Arms Races, Values, and Technology Regulation
Toward the end of his meta-study Diffusion of Innovations, Everett Rodgers surveys the distributive effects of new technologies. He concludes that new technologies tend to increase the gap between haves and have-nots, as the wealthy and powerful gain advantages over those unable to afford new ways of doing things.
Of course, the remainder of Rodgers' study focuses on the "cure" of this process: the diffusion of innovation across society. As Gaia has noted, diffusion can be advanced or retarded by law in many ways.
My blog posts this week will focus on some special cases where society needs to be especially concerned about the rate of diffusion of new technology. Certain technologies merit special monitoring because they either a) promote the leveraging of economic advantage into social or cultural advantage without increasing overall social welfare substantially or b) threaten to undermine the system of values and perceptions commonly used to evaluate technology. I want to talk about these two processes together because they confound common ideological divisions, and the most dangerous new technologies tend to do both a) and b) together.
The law's current emphasis on innovation is understandable to the extent that it improves social welfare. However, much technology may be used not simply to improve its user's life but also to help its user gain advantage over others. Expensive SUV's have provoked a "highway arms race," since the "extra weight of SUVs rearranges where deaths occur in crashes, transferring deaths from the SUVs to the cars." The net neutrality debate may be framed in similar, if less dramatic, zero-sum terms: whose content gets where faster, and for how much?
At one point in time, we could perhaps count on a common, technologically unmediated response to these dilemmas. But mind-focused technological interventions--such as "therapeutic forgetting," some forms of "cosmetic psychopharmacology," and new attention-enhancment drugs--may blunt such qualms. They may promote competition in the new arms races, rather than social questioning of their fairness or premises.

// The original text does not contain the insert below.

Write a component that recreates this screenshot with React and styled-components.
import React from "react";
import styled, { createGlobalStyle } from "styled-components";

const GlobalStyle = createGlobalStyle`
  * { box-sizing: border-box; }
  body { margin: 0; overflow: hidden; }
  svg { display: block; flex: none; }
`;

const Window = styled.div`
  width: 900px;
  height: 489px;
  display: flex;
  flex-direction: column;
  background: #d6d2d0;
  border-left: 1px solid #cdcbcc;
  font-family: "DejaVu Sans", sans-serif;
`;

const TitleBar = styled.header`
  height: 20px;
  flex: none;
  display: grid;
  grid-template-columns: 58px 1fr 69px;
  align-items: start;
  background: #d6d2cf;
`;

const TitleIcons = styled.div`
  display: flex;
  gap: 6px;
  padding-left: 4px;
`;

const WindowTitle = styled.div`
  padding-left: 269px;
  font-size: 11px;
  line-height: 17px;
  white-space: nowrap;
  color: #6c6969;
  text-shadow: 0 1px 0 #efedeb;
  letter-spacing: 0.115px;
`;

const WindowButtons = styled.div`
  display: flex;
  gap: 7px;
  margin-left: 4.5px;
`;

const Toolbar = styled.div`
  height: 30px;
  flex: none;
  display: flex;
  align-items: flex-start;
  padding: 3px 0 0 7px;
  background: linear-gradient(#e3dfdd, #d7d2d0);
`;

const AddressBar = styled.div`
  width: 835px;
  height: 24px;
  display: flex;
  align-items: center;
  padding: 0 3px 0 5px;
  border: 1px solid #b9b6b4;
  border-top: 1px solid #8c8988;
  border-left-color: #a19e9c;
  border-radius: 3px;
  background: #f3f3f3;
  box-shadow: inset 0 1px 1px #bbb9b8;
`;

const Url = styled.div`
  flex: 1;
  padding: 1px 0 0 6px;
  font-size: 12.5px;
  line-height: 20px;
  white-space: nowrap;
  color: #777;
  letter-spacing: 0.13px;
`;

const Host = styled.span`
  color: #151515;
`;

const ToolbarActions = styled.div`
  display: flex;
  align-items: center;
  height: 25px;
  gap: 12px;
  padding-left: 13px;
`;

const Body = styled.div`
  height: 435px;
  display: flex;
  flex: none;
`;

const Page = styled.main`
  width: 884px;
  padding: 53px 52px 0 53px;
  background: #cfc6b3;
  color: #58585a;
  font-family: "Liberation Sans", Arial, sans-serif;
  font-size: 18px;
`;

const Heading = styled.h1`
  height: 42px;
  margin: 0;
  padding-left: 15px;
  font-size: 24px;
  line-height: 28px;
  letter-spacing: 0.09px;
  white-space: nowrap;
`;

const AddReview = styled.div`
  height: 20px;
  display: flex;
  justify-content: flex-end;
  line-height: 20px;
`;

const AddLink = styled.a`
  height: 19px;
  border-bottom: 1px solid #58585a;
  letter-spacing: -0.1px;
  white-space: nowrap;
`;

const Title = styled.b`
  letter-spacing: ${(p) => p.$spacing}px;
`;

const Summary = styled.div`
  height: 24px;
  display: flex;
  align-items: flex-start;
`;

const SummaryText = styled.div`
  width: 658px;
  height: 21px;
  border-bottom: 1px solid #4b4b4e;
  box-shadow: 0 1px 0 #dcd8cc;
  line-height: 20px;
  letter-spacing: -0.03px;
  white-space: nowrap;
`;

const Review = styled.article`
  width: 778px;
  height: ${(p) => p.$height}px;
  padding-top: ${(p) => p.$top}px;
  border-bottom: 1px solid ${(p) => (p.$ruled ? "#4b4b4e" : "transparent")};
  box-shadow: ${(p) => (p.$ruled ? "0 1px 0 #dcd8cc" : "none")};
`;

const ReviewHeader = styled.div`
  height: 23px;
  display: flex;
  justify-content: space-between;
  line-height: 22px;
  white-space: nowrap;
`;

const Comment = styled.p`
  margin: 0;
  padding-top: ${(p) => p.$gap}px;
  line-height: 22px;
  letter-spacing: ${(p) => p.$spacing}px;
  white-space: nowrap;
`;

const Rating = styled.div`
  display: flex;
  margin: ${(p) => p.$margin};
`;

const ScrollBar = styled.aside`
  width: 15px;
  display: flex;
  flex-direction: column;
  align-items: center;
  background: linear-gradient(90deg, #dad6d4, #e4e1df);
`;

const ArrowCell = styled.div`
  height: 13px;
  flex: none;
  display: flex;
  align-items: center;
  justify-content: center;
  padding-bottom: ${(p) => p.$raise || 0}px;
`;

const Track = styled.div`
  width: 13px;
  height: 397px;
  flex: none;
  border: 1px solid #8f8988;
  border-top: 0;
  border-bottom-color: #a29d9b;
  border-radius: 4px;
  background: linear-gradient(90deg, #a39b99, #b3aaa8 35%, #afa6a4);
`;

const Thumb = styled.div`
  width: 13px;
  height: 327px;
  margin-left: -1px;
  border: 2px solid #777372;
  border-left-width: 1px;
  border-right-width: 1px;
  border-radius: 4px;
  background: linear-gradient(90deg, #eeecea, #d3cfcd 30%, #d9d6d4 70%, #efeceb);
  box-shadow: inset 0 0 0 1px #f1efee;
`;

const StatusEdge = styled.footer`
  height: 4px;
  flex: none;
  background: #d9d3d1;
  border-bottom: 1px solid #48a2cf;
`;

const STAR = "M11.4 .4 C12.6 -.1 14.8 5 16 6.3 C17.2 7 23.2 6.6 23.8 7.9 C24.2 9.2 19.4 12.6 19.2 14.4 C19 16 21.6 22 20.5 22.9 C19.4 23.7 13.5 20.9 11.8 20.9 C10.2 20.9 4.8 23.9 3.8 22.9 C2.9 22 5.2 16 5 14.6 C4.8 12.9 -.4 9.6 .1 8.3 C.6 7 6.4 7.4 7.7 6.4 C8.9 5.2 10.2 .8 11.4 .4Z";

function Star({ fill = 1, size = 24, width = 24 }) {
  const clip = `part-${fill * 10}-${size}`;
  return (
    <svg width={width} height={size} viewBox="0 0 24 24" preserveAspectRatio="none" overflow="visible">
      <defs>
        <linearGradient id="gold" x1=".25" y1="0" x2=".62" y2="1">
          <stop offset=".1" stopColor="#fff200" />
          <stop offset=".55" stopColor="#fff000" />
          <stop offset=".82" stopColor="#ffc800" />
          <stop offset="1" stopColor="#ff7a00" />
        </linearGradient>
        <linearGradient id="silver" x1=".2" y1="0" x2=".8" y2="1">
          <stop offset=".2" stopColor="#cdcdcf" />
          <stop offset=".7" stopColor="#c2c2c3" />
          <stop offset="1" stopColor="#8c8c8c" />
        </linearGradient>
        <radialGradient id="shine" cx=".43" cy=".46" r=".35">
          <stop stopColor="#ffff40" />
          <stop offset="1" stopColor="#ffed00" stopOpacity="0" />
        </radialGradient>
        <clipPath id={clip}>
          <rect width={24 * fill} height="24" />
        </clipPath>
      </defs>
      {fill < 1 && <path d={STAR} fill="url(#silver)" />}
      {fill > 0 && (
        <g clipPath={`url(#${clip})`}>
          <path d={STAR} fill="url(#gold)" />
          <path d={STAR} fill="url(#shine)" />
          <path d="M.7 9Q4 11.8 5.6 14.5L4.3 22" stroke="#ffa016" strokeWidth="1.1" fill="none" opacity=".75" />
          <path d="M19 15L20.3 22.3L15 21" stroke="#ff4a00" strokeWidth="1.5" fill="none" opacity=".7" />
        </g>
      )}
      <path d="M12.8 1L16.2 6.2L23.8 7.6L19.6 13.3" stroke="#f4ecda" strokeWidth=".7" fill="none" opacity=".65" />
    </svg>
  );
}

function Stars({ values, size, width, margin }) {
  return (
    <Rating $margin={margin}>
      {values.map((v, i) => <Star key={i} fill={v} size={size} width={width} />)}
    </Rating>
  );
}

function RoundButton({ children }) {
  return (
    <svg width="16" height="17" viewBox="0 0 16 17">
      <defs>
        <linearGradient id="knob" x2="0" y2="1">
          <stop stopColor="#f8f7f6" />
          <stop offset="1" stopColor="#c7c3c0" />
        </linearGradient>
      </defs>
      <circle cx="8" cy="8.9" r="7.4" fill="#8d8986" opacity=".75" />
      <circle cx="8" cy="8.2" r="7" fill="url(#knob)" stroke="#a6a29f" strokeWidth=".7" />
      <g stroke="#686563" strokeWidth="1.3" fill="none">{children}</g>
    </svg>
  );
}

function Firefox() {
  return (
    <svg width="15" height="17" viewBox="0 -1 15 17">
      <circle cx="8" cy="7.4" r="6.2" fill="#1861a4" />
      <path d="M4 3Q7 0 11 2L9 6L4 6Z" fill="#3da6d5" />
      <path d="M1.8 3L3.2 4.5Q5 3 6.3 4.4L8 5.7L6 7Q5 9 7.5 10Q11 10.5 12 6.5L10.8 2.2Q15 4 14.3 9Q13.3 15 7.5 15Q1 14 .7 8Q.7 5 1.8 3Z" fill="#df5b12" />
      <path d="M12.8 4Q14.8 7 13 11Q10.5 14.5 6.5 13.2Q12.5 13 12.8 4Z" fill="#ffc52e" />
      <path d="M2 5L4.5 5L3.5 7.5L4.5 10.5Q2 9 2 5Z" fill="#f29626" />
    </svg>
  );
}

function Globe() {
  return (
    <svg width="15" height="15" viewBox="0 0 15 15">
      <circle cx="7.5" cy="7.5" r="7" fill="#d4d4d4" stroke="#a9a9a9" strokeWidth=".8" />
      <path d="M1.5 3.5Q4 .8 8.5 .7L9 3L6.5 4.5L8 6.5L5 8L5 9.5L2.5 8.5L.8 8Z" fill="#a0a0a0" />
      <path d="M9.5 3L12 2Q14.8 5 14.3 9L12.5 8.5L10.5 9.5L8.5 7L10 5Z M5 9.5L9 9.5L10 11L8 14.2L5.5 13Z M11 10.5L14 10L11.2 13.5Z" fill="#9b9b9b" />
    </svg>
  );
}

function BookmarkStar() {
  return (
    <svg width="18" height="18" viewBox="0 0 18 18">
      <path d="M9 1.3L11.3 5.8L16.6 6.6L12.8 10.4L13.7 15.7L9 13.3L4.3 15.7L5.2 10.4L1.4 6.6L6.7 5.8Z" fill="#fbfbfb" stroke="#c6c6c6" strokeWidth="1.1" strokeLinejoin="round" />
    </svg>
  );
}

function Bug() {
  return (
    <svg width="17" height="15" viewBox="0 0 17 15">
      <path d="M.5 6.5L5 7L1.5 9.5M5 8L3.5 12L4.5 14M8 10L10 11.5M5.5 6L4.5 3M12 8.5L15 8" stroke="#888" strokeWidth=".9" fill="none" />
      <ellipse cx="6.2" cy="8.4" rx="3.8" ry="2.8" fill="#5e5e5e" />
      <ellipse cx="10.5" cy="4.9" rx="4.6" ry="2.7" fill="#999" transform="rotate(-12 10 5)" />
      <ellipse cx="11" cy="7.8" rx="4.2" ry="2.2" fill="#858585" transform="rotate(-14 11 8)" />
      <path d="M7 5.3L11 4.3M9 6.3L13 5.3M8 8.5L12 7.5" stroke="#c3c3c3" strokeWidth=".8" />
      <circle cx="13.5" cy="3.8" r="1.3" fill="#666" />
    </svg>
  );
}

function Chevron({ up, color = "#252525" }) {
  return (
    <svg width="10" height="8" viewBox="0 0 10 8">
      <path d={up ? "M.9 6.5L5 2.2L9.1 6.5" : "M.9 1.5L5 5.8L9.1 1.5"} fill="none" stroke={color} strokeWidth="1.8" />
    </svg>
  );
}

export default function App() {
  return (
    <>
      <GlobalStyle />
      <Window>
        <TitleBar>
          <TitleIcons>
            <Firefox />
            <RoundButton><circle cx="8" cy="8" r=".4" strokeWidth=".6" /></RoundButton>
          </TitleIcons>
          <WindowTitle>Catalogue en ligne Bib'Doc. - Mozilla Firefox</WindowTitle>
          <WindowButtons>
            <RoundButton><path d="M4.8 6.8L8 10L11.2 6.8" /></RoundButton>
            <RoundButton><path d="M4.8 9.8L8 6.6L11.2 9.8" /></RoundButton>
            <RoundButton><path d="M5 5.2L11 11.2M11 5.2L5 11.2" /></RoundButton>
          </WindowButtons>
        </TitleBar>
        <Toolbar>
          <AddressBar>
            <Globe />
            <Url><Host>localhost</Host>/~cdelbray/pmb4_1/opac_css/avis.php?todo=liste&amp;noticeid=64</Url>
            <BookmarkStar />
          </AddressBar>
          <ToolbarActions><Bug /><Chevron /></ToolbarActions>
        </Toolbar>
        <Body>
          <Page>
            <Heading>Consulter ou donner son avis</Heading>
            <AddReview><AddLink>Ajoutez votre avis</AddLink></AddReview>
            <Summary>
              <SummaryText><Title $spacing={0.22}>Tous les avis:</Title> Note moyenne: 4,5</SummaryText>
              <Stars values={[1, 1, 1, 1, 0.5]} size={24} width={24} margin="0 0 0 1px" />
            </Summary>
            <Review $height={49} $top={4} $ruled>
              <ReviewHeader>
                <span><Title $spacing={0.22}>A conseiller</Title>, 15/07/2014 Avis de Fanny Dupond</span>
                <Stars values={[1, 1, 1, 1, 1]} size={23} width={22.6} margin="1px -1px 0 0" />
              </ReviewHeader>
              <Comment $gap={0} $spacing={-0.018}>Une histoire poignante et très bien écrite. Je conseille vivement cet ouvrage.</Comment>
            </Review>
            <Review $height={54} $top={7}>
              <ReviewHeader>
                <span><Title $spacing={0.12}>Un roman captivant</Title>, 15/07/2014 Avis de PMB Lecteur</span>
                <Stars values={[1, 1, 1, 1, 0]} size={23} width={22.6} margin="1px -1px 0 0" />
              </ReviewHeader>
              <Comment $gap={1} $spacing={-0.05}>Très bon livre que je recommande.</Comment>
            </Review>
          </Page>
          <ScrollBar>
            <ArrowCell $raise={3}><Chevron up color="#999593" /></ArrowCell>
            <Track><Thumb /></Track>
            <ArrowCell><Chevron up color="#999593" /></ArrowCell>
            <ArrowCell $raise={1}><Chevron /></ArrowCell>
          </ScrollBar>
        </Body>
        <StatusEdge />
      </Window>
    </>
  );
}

This process can raise deep problems for theorists, for it heralds the technological undermining of the very values upon which we rely to judge technology.
Of course, the remainder of Rodgers' study focuses on the "cure" of this process: the diffusion of innovation across society. As Gaia has noted, diffusion can be advanced or retarded by law in many ways.
My blog posts this week will focus on some special cases where society needs to be especially concerned about the rate of diffusion of new technology. Certain technologies merit special monitoring because they either a) promote the leveraging of economic advantage into social or cultural advantage without increasing overall social welfare substantially or b) threaten to undermine the system of values and perceptions commonly used to evaluate technology. I want to talk about these two processes together because they confound common ideological divisions, and the most dangerous new technologies tend to do both a) and b) together.
The law's current emphasis on innovation is understandable to the extent that it improves social welfare. However, much technology may be used not simply to improve its user's life but also to help its user gain advantage over others. Expensive SUV's have provoked a "highway arms race," since the "extra weight of SUVs rearranges where deaths occur in crashes, transferring deaths from the SUVs to the cars." The net neutrality debate may be framed in similar, if less dramatic, zero-sum terms: whose content gets where faster, and for how much?
At one point in time, we could perhaps count on a common, technologically unmediated response to these dilemmas. But mind-focused technological interventions--such as "therapeutic forgetting," some forms of "cosmetic psychopharmacology," and new attention-enhancment drugs--may blunt such qualms. They may promote competition in the new arms races, rather than social questioning of their fairness or premises. This process can raise deep problems for theorists, for it heralds the technological undermining of the very values upon which we rely to judge technology.
Photo Credit: Flickr/Simulacrum (homage to The Matrix.).
2 Comments:
Another example is genetic testing for embryos: even at the level of weeding out disability (as opposed to the more problematic enhancement) it could change our views of what disability means and enhance the link between poverty and disability.
That's a great example. YEs, I hope to look at ways that advanced technologies can strengthen extant correlations between various forms of disadvantage.
There's a tragic aspect to progress here, too--if the disabled become rarer due to this type of selection, they face a much more difficult fate than if they are a larger portion of the population. Moreover, to the extent the disabled are disproportionately poor, they will find it very difficult to lobby for accommodation.